Was zu beweisen wäre …

So denken Mathematikwissenschaftler, aber auch Historiker und manche Heimatforscher. Und nicht ein Wort von dem, was der Mühlhiasl prophezeit haben soll, kann bewiesen werden, denn urkundliche Aufzeichnungen gibt es nicht. Die Offenbarungen des Waldpropheten wurden von Mund zu Mund überliefert, was allerdings generationenübergreifend geschah. Auch in Erzählungen und sogar Romanen lebt die Legende um den Mühlhiasl immer wieder auf, genauso wie im Werk des Glaskünstlers Rudolf Schmid. In seiner „Glasscheune“ bei Viechtach erzählt er in bunten Glasfenstern das Leben und prophetische Wirken des Wahrsagers nach. Dort ist der Müllersohn Matthäus oder Matthias Lang, der um 1800 in Apoig bei Straubing gelebt haben soll, als Hirtenbub des nahegelegenen Klosters „Windberg“ zu sehen. Auch sein Zerwürfnis mit den Kirchenobersten ist dokumentiert, und wie er danach im Gebiet von Zwiesel in den Wäldern und Bergen umher stieg und seine Zuhörer mit finsteren Voraussagen ängstigte. Dass der Künstler selbst nicht an die Erscheinungen des Hellsehers glaubt, hält interessierte Touristen keinesfalls von dem gläsernen Kunstwerk fern. Haben doch die Visionen des einstigen Waldpropheten mehr zu bieten als belanglose, irreale Fantastereien.
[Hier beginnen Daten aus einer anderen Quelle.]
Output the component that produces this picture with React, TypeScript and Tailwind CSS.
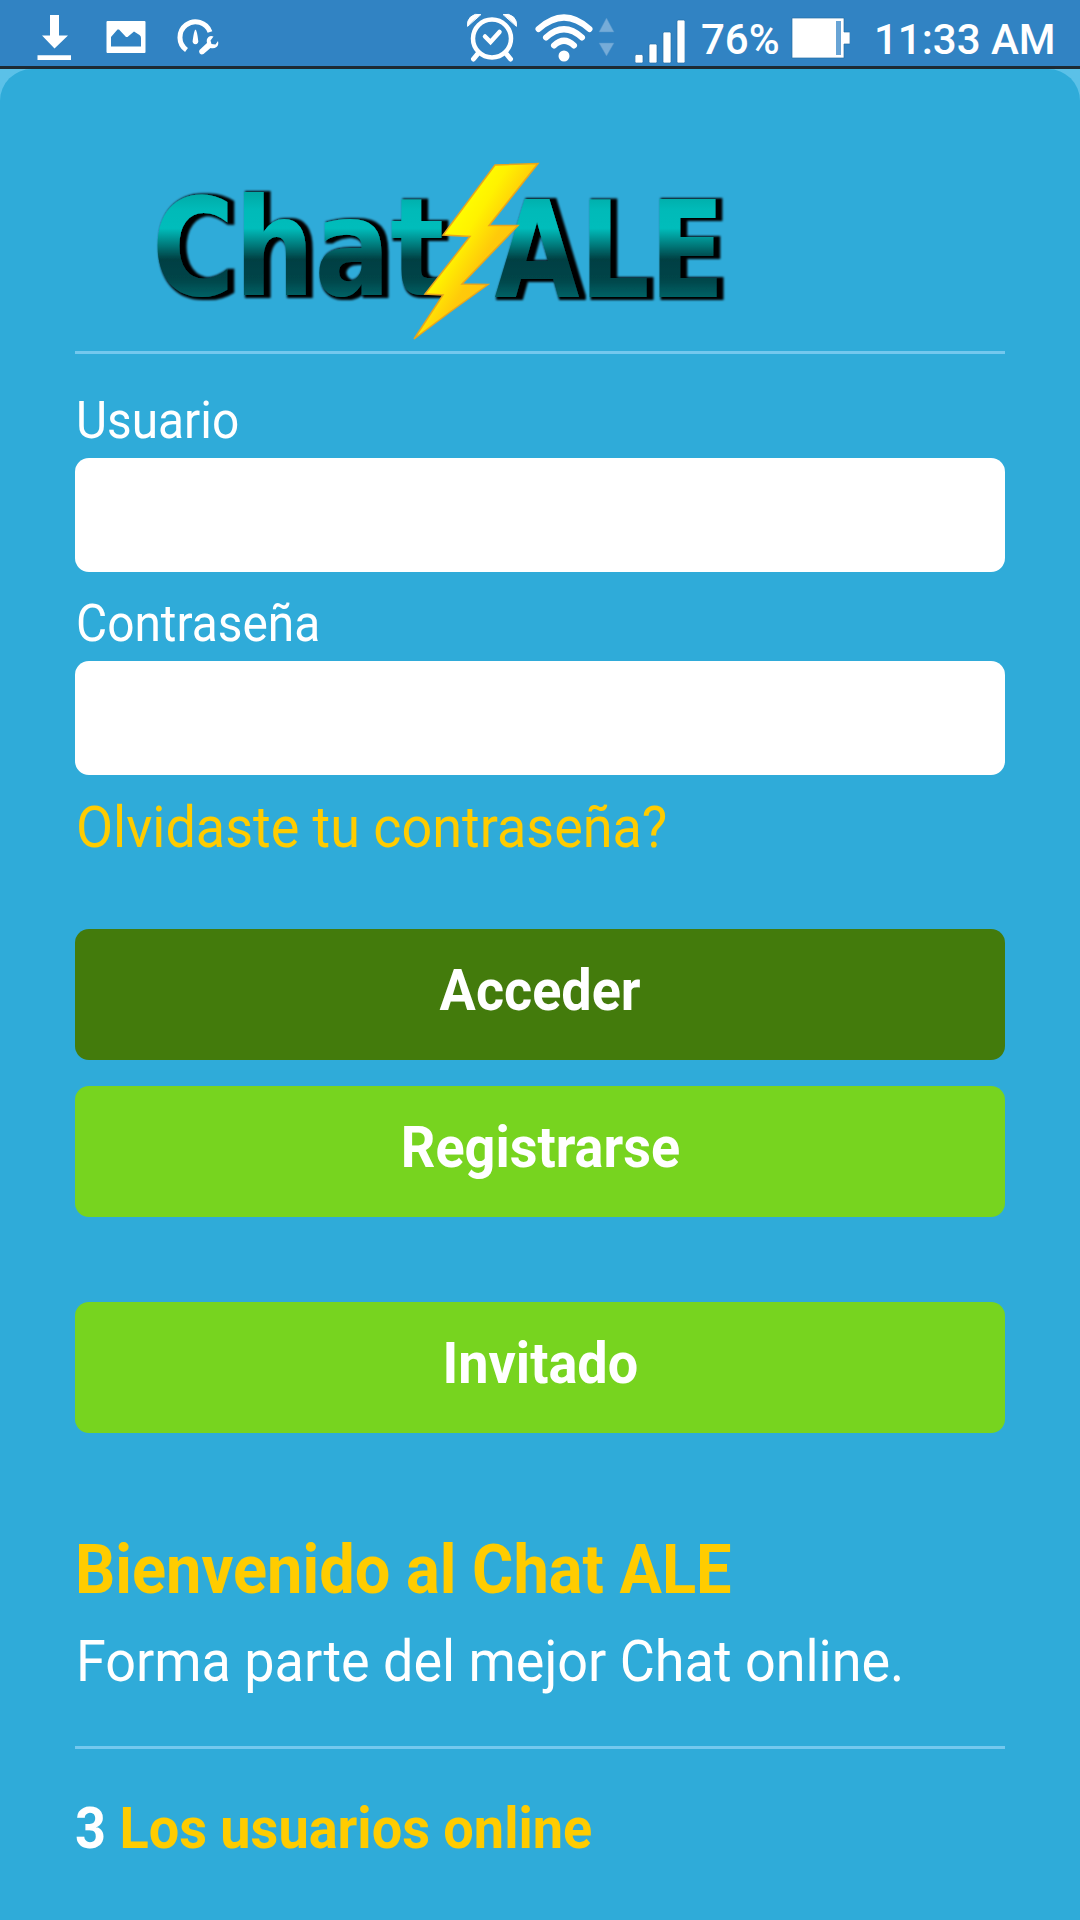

Die apokalyptischen Botschaften

So verblüffend nah an der historischen Entwicklung finden sich einige der Vorhersagen wieder, dass sie nicht nur Anhängern des Waldpropheten Schauer über den Rücken jagen. „Der Mühlhiasl hat’s scho g’sagt!,“ heißt es beispielsweise beim Thema Klimawandel im Hinblick auf seine Prognose: „Wenn man den Sommer vom Winter nicht mehr unterscheiden kann!“ Genauso bringen die Mühlhiasl-Gläubigen das Waldsterben in Bayern in Zusammenhang mit der bildhaften Prophezeiung: „Der Wald wird so licht werden, wie des Bettelmanns Rock“. Könnte doch, von oben betrachtet, das Areal des bayrischen Waldes mit den durch abgestorbene Bäume entstandenen Löchern wie der zerlumpte Mantel eines obdachlosen Wanderers wirken. In seine erschreckenden Voraussagen fiel auch der Beginn des Ersten Weltkrieges: „Wenn der eiserne Hund durch den Vorderwald bellt, fängt der große Krieg an.“ Mit dem „eisernen Hund“ war die Vorwaldbahn zwischen Deggendorf und Kalteneck gemeint, deren letzter Streckenabschnitt tatsächlich am 1. August 1914, einen Tag vorm Ausbruch des Krieges, fertiggestellt wurde. Auch die Inflation vorm Zweiten Weltkrieg sagte er mit den Worten vorher: „Das wird aber auch eine Zeit sein, da man um 200 Gulden keinen Laib Brot bekommt!“ Ebenso prophezeite er die nationalsozialistische Herrschaft: „Da (wird) aber ein strenger Herr kommen und ihnen die Haut abziehen und ein strenges Regiment führen!“ Insgesamt drei große Kriege sah der Mühlhiasl voraus, wonach der Dritte noch bevorstehen würde. Tröstlich in diesem Fall, dass kritische Stimmen dem guten Mühlhiasl seine spektakulären Prophezeiungen vom Mund wischen und ihre Entstehung in die Zeit nach deren Eintritt verlegen.

Zum letzten Gruseln:

Noch eine andere überlieferte Prophezeiung soll sich, und zwar auf äußerst makabre Weise, bewahrheitet haben. Diese bezog sich auf ein Ereignis nach dem Tod des Weissagers: „Ich komm euch als Toter noch aus!“ Und so erzählen es sich die bayrischen Waldbewohner: Als der Leichenwagen mit dem Mühlhiasl darauf über die „Regenbrücke“ in Zwiesel rollte, brach die Wagendeichsel entzwei und der Sarg polterte hinunter. Dabei löste sich der Sargdeckel und gab einen Arm des Mühlhiasls Leichnam frei, der ausgestreckt nach oben zum Himmel wies.